John Lamont, who dedicated a wide and convincing study on the theme of the authority of canonizations on Rorate Caeli ****, concludes his investigations with these words: “We need not hold that the canonizations of John XXIII and John Paul II were infallible, because the conditions needed for such infallibility were not present. Their canonizations are not connected to any doctrine of the faith, they were not the result of a devotion that is central to the life of the Church, and they were not the product of careful and rigorous examination. But we need not exclude all canonizations whatsoever from the charism of infallibility; we can still argue that those canonizations that followed the rigorous procedure of former centuries benefited from this charism.”
Thus, canonization not being a dogma of faith, there is no positive obligation for Catholics to lend assent to it. The exercise of reason demonstrates plainly that the Conciliar papacies have been of no advantage to the Church. Faith transcends reason and elevates it, but doesn’t contradict it, since God, Truth in essence, is not contradictory. Hence we may in [good] conscience maintain our reservations about these canonizations.

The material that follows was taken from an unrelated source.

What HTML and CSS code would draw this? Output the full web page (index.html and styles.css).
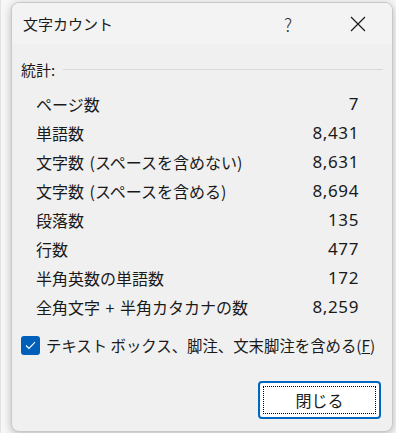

The most devastating act of Paul VI’s pontificate was the destruction of the Old Roman Rite. Historians know that theNovus Ordo Missae was not Monsignor’s Bugnini’s, but that prepared, wanted and carried into effect by Pope Montini, causing, as Peter Kwasniewski writes, an explosive internal rupture: “This was the equivalent of dropping an atomic bomb on the People of God, which either wiped out their faith or caused cancers by its radiation”.
The most commendable act of Pius XII’s pontificate was the beatification (1951) and subsequently the canonization of St. Pope Pius X (1954), after a long and rigorous canonical process and four inconfutable miracles. It is thanks to Pius XII that the name of Pius X shines in the firmament of the Church and represents a sure guide in the midst of the confusion of our times.